Hello Guys. Another day, another issue.
During a Test Recovery, user had observed an error and test recovery was failing immediately with the error “A generic error occurred in the vSphere Replication Management Server. Exception details: ‘com.vmware.hms.replication.sync.DeltaAbortedException'”.
Well again, my initial thought was there must be some network connectivity issue between SRM and vSphere Replication. When checked, all required communications were working as per VMware KB article.
My next thought was hbr services might be not having some issue. But “systemctl status hbrsrv.service” shows the status as healthy and active and no errors reported.
Even /var/log/vmware/hbrsrv.log shows no errors other than the one mentioned above error.

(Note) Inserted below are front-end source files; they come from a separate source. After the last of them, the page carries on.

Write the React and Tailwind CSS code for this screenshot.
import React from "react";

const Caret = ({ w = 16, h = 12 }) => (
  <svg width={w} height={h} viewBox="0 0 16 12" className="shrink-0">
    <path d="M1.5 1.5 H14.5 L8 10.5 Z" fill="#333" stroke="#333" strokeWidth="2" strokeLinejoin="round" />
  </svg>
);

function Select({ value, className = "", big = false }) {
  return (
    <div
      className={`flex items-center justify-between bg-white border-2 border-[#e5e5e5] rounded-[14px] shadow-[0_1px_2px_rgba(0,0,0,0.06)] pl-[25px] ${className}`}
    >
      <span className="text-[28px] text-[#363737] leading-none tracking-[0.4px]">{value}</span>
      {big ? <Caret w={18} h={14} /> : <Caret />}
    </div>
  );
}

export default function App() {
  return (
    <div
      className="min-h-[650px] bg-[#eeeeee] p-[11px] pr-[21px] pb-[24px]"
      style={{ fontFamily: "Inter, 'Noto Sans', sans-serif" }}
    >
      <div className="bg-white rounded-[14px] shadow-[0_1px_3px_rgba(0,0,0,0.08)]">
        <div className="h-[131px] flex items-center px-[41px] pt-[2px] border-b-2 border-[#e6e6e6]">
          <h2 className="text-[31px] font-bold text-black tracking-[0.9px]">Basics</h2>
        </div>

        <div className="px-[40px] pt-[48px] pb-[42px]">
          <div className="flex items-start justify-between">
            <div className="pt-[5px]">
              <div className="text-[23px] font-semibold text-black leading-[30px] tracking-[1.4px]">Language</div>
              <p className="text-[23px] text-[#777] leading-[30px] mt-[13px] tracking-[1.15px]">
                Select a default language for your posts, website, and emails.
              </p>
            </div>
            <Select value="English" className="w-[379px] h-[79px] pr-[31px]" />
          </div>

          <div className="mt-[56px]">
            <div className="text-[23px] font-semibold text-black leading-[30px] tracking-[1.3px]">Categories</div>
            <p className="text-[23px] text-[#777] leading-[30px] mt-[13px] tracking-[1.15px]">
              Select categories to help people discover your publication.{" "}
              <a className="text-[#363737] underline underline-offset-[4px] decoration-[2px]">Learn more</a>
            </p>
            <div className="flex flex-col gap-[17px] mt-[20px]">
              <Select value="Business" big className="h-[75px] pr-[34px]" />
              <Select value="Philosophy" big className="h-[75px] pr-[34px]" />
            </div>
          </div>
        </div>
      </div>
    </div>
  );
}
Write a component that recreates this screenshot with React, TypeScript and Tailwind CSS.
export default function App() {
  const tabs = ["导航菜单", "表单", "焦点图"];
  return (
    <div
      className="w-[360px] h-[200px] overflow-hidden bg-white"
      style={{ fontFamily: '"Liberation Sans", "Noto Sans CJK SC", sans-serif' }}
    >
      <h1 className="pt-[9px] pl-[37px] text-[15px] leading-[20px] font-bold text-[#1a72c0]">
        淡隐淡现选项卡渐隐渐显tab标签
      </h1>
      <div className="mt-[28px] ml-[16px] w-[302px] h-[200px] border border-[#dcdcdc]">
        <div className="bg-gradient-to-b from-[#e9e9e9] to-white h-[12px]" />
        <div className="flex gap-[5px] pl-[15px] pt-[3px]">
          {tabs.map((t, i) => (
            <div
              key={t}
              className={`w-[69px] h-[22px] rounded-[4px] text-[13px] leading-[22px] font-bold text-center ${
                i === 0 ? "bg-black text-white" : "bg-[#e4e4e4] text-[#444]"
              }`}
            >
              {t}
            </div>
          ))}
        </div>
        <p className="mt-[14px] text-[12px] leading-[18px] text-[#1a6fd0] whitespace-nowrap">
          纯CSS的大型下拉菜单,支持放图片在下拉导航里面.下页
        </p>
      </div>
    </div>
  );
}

Upon some digging and talking to internal folks, understood this could be due to the large number of incoming or outgoing event entries in the vSphere Replication database.
So, I checked the database and confirm that the values are very high using below commands.
/opt/vmware/vpostgres/current/bin/psql -U vrmsdb -c ‘select from incomingeventlogentity;’
/opt/vmware/vpostgres/current/bin/psql -U vrmsdb -c ‘select from outgoingeventlogentity;’
Since the case has been confirmed, next stop is to clear both the tables to fix the issue.
For that below are the steps.
- Stop hms service using systemctl stop hms.service at both sites (Primary and DR)
- Run below commands on both sites HMS Servers.
/opt/vmware/vpostgres/current/bin/psql -U vrmsdb -c ‘delete from incomingeventlogentity;’
/opt/vmware/vpostgres/current/bin/psql -U vrmsdb -c ‘delete from outgoingeventlogentity;’
3. Start hms service using systemctl start hms.service at both sites
Once services are started successfully, perform the Test Recovery and see the results.